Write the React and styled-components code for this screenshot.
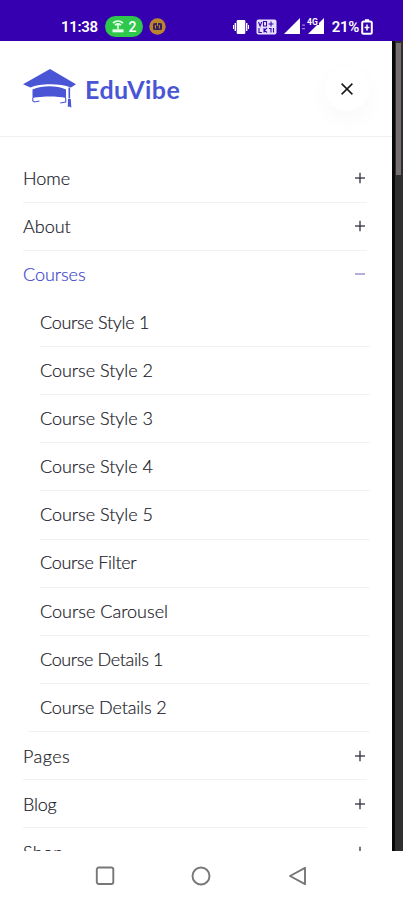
import React, { useState } from "react";
import styled, { createGlobalStyle } from "styled-components";

const courses = [
  { title: "Course Style 1", spacing: -0.3 },
  { title: "Course Style 2", spacing: -0.02 },
  { title: "Course Style 3", spacing: -0.02 },
  { title: "Course Style 4", spacing: -0.02 },
  { title: "Course Style 5", spacing: -0.02 },
  { title: "Course Filter", spacing: -0.28 },
  { title: "Course Carousel", spacing: 0.02 },
  { title: "Course Details 1", spacing: -0.36 },
  { title: "Course Details 2", spacing: -0.15 },
];

const menu = [
  { title: "Home", spacing: 0 },
  { title: "About", spacing: 0 },
  { title: "Courses", spacing: -0.05, children: courses },
  { title: "Pages", spacing: 0.45 },
  { title: "Blog", spacing: -0.2 },
  { title: "Shop", spacing: 0.3 },
];

const StatusBar = () => (
  <StatusContainer>
    <Clock>11:38</Clock>
    <HotspotPill>
      <svg width="12" height="13" viewBox="0 0 12 13" fill="none" stroke="#e9ffe9">
        <path d="M1 3.2C4 .4 8 .4 11 3.2M3 5.2c2-1.6 4-1.6 6 0" strokeWidth="1.7" />
        <path d="M6 5v4" strokeWidth="1.6" />
        <path d="M.5 10.8h11" strokeWidth="3" />
      </svg>
      <span>2</span>
    </HotspotPill>
    <AppBadge>
      <svg width="17" height="17" viewBox="0 0 17 17">
        <circle cx="8.5" cy="8.5" r="8.2" fill="#bd8430" />
        <rect x="4" y="5" width="9" height="7" rx="1.6" fill="#35205f" />
        <path d="M6.4 7v3.5M10.4 7v3.5M8.5 5v3" stroke="#bd8430" strokeWidth="1.1" />
      </svg>
    </AppBadge>
    <StatusIcons>
      <svg width="16" height="16" viewBox="0 0 16 16" fill="#fff">
        <rect x="3.7" y="1" width="8.600" height="14" rx="1.2" />
        <path d="M1.6 4h1.4v8H1.6zM0 6h1v4H0zM13 4h1.400v8H13zM15 6h1v4h-1z" />
      </svg>
      <svg width="21" height="16" viewBox="0 0 21 16">
        <rect x=".5" y=".5" width="20" height="15" rx="2" fill="#e7e1ff" />
        <path
          d="M2.5 3l1.6 4 1.6-4M7.5 2.5h3v4.5h-3zM12.500 5h5M15 2.500v5M3 9v4.5h3M8 9v4.5M11 9l-2.6 2.3L11 13.500M13 9.500h2v4M17.500 9v4.500"
          fill="none"
          stroke="#3a05b0"
          strokeWidth="1.1"
        />
      </svg>
      <svg width="41" height="17" viewBox="0 0 41 17" fill="#fff">
        <path d="M0 16L16 0v16zM24 16L40 0v16z" />
        <path d="M18 6.500h3v1.300h-3zM18 10h3v1.300h-3z" opacity=".5" />
        <path d="M23 0h12v7H23z" fill="#3600b0" />
        <text x="23" y="7" fontSize="8.500" fontWeight="700" fontFamily="Roboto, sans-serif">
          4G
        </text>
      </svg>
      <Percent>21%</Percent>
      <svg width="12" height="16" viewBox="0 0 12 16" fill="none" stroke="#fff">
        <path d="M4 1.200h4" strokeWidth="2" />
        <rect x="1.200" y="2.400" width="9.600" height="12.400" rx="1.500" strokeWidth="2" />
        <path d="M6 5.500v6M3.600 8.500h4.800" strokeWidth="1.500" />
      </svg>
    </StatusIcons>
  </StatusContainer>
);

const Logo = () => (
  <LogoWrapper>
    <svg width="54" height="40" viewBox="0 0 54 40" fill="#4a55d6">
      <path d="M27 0L53 15.200 48 18.500C37 14.200 17 14.200 7.500 18.500L0 15.200z" />
      <path d="M9.500 20.500C20 16.200 33 16.200 43 20.500V29C34 27 20 27 9.500 29z" />
      <path d="M9.800 29v3l2.500 1.200M42.700 29v4l-5.500 1M12.500 32.800l4-.8" fill="none" stroke="#4a55d6" strokeWidth="1.100" />
      <path d="M45.500 18.500h1.600v11h-1.600zM45 30h2.800l.5 8.700-2-1.300-1.500.6z" />
    </svg>
    <Brand>EduVibe</Brand>
  </LogoWrapper>
);

const ToggleIcon = ({ open }) => (
  <svg width="10" height="12" viewBox="0 0 10 12" fill="none" strokeWidth={open ? 1.8 : 1.3} stroke={open ? "#aaa5dd" : "#30303f"}>
    <path d="M0 6h10" />
    {!open && <path d="M5 .8v10.400" />}
  </svg>
);

const App = () => {
  const [opened, setOpened] = useState("Courses");

  return (
    <>
      <GlobalStyle />
      <Phone>
        <StatusBar />
        <Page>
          <Panel>
            <Header>
              <Logo />
              <CloseButton aria-label="Close">
                <svg width="12" height="12" viewBox="0 0 12 12" stroke="#181818" strokeWidth="1.500">
                  <path d="M.6.6l10.800 10.800M11.400.6L.6 11.400" />
                </svg>
              </CloseButton>
            </Header>
            <Menu>
              {menu.map((item) => {
                const isOpen = opened === item.title;
                return (
                  <li key={item.title}>
                    <MenuRow $open={isOpen} onClick={() => setOpened(isOpen ? "" : item.title)}>
                      <Label $spacing={item.spacing}>{item.title}</Label>
                      <ToggleIcon open={isOpen} />
                    </MenuRow>
                    {isOpen && item.children && (
                      <SubMenu>
                        {item.children.map((child) => (
                          <SubRow key={child.title}>
                            <Label $spacing={child.spacing}>{child.title}</Label>
                          </SubRow>
                        ))}
                      </SubMenu>
                    )}
                  </li>
                );
              })}
            </Menu>
          </Panel>
          <Backdrop>
            <ScrollThumb />
          </Backdrop>
        </Page>
        <NavBar>
          <svg width="20" height="20" viewBox="0 0 20 20">
            <rect x="1.800" y="1.500" width="16.500" height="16.500" rx="2" />
          </svg>
          <svg width="20" height="20" viewBox="0 0 20 20">
            <circle cx="10" cy="10" r="8.500" />
          </svg>
          <svg width="20" height="20" viewBox="0 0 20 20">
            <path d="M17 1.800v16.400L2 10z" strokeLinejoin="round" />
          </svg>
        </NavBar>
      </Phone>
    </>
  );
};

export default App;

const GlobalStyle = createGlobalStyle`
  * {
    box-sizing: border-box;
  }

  body {
    margin: 0;
    background: #fff;
  }

  svg {
    display: block;
    flex-shrink: 0;
  }
`;

const Phone = styled.div`
  display: flex;
  flex-direction: column;
  width: 403px;
  height: 900px;
  overflow: hidden;
  background: #fff;
  font-family: "Lato", sans-serif;
`;

const StatusContainer = styled.div`
  display: flex;
  align-items: center;
  height: 41px;
  flex-shrink: 0;
  padding: 12px 30px 0 61px;
  background: #3600b0;
  color: #fff;
  font-family: "Roboto", sans-serif;
  font-size: 15px;
  font-weight: 600;
`;

const Clock = styled.div`
  width: 44px;
  letter-spacing: -0.3px;
`;

const HotspotPill = styled.div`
  display: flex;
  align-items: center;
  justify-content: center;
  gap: 5px;
  width: 38px;
  height: 21px;
  border-radius: 11px;
  background: #2fc84d;
  font-size: 14px;
  font-weight: 500;
`;

const AppBadge = styled.div`
  margin-left: 6px;
`;

const StatusIcons = styled.div`
  display: flex;
  align-items: center;
  margin-left: auto;
  gap: 7px;

  & > svg:last-child {
    margin-left: -5px;
  }
`;

const Percent = styled.div`
  font-size: 15px;
  letter-spacing: -0.3px;
`;

const Page = styled.div`
  display: flex;
  height: 810px;
  flex-shrink: 0;
  overflow: hidden;
`;

const Panel = styled.div`
  width: 392px;
  background: #fff;
`;

const Header = styled.div`
  display: flex;
  align-items: center;
  justify-content: space-between;
  height: 96px;
  padding: 0 23px;
  border-bottom: 1px solid #f1f1f1;
`;

const LogoWrapper = styled.div`
  display: flex;
  align-items: center;
  gap: 8px;
`;

const Brand = styled.div`
  font-size: 25px;
  font-weight: 700;
  line-height: 30px;
  letter-spacing: 0.45px;
  color: #4a55d6;
`;

const CloseButton = styled.button`
  display: flex;
  align-items: center;
  justify-content: center;
  width: 44px;
  height: 44px;
  padding: 0;
  border: 0;
  border-radius: 50%;
  background: #fff;
  box-shadow: 0 8px 24px rgba(0, 0, 0, 0.03);
  cursor: pointer;
`;

const Menu = styled.ul`
  list-style: none;
  margin: 0;
  padding: 17.500px 25px 0 23px;
`;

const MenuRow = styled.div`
  display: flex;
  align-items: center;
  justify-content: space-between;
  height: 48.150px;
  padding-right: 2px;
  border-bottom: 1px solid ${({ $open }) => ($open ? "transparent" : "#f2f2f2")};
  color: ${({ $open }) => ($open ? "#4048cc" : "#20202a")};
  cursor: pointer;
`;

const SubMenu = styled.ul`
  list-style: none;
  margin: 0 -3px 0 17px;
  padding: 0;
`;

const SubRow = styled.li`
  display: flex;
  align-items: center;
  height: 48.150px;
  padding-bottom: 1.500px;
  border-bottom: 1px solid #f2f2f2;
  color: #20202a;

  &:last-child {
    margin-left: -12px;
    padding-left: 12px;
  }
`;

const Label = styled.span`
  font-size: 18px;
  font-weight: 300;
  line-height: 24px;
  white-space: nowrap;
  letter-spacing: ${({ $spacing }) => $spacing}px;
  -webkit-text-stroke: 0.2px currentColor;
`;

const Backdrop = styled.div`
  flex: 1;
  padding: 2px 2px 0 1px;
  border-left: 3px solid #080808;
  background: #302e2e;
`;

const ScrollThumb = styled.div`
  height: 132px;
  background: #75706f;
`;

const NavBar = styled.div`
  display: flex;
  align-items: center;
  justify-content: center;
  gap: 76.500px;
  flex: 1;
  padding-right: 1px;

  svg {
    fill: none;
    stroke: #777;
    stroke-width: 1.900px;
  }
`;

------------------------

What to work on →
List the lines that contain the word "components".

Exercise result →
Write the React and styled-components code for this screenshot.
import styled, { createGlobalStyle } from "styled-components";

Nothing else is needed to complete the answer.